North Dakota – With ND’s strong economy, vibrant oil production, good crops despite the late plantings, and very low unemployment, people appear to be satisfied with the overall political environment. Not to say that there aren’t some challenges that currently exist such as the Western ND infrastructure issues that politicians have made news with their recent press announcements, but overall it seems that most people are happy how ND is being governed. I think back to the late 1980’s and early 1990’s, and the public showed their resentment with the 1989 tax referrals. They were frustrated with the “Doom and Gloom” political environment that existed then and responded to the new political philosophy of “Schafer Means Business” promoted by then candidate, former Gov. Ed Schafer. I was first elected in 1991 after those tax referrals and my new House “freshman class” was extremely large due to that tax referral revolution. It is my opinion that the anti-tax sentiment was cemented back then. There is no dispute that the cost of government has increased more than many people would care to see, but to date the ND Legislature has generally established budgets and policies that have fostered sustained economic growth.
Now today the Republicans are campaigning on their successes and the strong ND economy which is the envy of the entire country while the Democrats are arguing that the Legislature needs more balance. One key issue implied in the Democrats’ complaint is that of the controversial abortion legislation. But what is interesting is that you don’t see many Democratic candidates that are being explicit about that issue. Instead it is implied by most candidates. They know it is a very sensitive issue and citizens have definite feelings. Though this issue may in fact ultimately determine the fate of some current legislators in their races, overall I don’t expect much change in the overall makeup of the ND Legislature due to this issue.

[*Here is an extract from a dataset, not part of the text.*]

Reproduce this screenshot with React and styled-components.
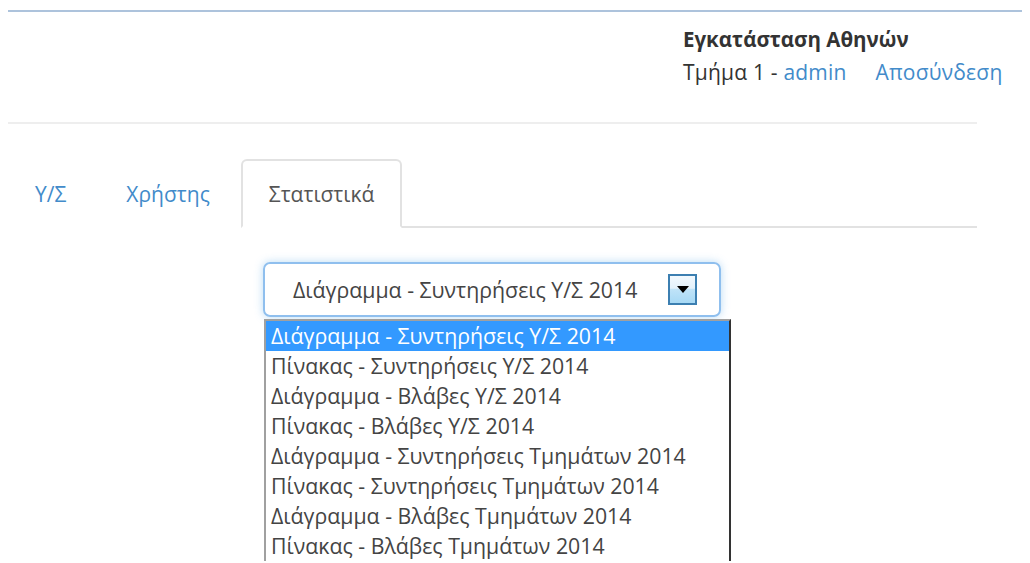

I personally think that the Democrats are using the wrong approach with their “ND needs balance” theme and the implied abortion issue. North Dakotans need some concrete reasons to change directions. They do not want to go back to the old “Gloom and Doom” era. I personally think that the Democrats would have had a better strategy by advocating more tax decreases and putting more of the “surplus dollars” back into the hands of the taxpayer instead of giving the image of wanting to spend more of those dollars on their own pet programs. Republicans would have had to defend why they didn’t want to give more money back to the taxpayer sooner. Though this may not be totally true or easy to explain with different statutory reserve funds, the average citizen perceives ND sitting on incredible surpluses and could have afforded to do more tax relief earlier. Democrats could have used that issue against Republicans. Though it would have been impossible to accurately predict ND’s oil growth, arguing that point would have been a far better political approach than “ND needs balance.”
It is my belief that after the election, Republicans will continue to control over 2/3 of the House and 2/3 of the Senate and will in fact probably pick up a few seats. I do expect that there will be a few upsets by both parties, but the overall makeup will not change much. As far as the state-wide races I expect that the Republicans will be successful overall, but it is not unimaginable that a couple of races could change hands due to some recent controversies. But even that is doubtful. I personally think that the Democrats’ “ND needs balance” is a failed approach and will not be successful.
Federal – At the Federal scene, the mood is just the opposite of that in North Dakota. The public wants change. I think that President Obama has given so much ammunition to the Republicans that the GOP realistically will take over the Senate and will gain even more seats in the House. The President is seen as a pariah on the campaign trail with his overall negative public opinion. His lack of leadership with foreign affairs, the numerous scandals such as Fast and Furious, Benghazi and the IRS, and the overall negative opinion of the economy have dropped the President’s popularity to an all-time low. He has been relegated to the function of campaign fundraising. Most of the Democratic candidates want his fundraising prowess, but generally don’t want to be seen campaigning with him. This is not much unlike the same attitude of Republican candidates in the last 2 years of President George W. Bush’s final term after the public became so war weary.
If the Republicans do take over the Senate, the Democrats will regret changing the Senate rules with their “Mini Nuclear Option”. As the saying goes, the “chickens will come home to roost” and it will then be the Democrats crying “fowl” with future confirmations and other procedural votes.
If the Republicans control the US House and Senate after this year’s election, I wish they would have their own “Contract with America” similar to the one done by former Speaker Newt Gingrich and pass legislation that American’s truly want. Personally, I wish Republicans would have proposed this during their current campaigns. I think it would be best to elect new Republican leadership in both the House and the Senate to show that Republicans are serious about changing Congress. Legislation that would encourage job growth, efforts to reduce the astronomical national debt, and establishing laws that would strengthen the economy would be popular and would give the Republicans a more positive image among the American public. It is immaterial if President Obama would veto the legislation or not; it establishes American priorities and would be fodder for the 2016 Presidential Elections. Will this happen? Who knows, but if the Republicans want a serious future in Congress and in the Presidency, they better “wake up and smell the coffee” because the electorate is not afraid to change their loyalties again in the future.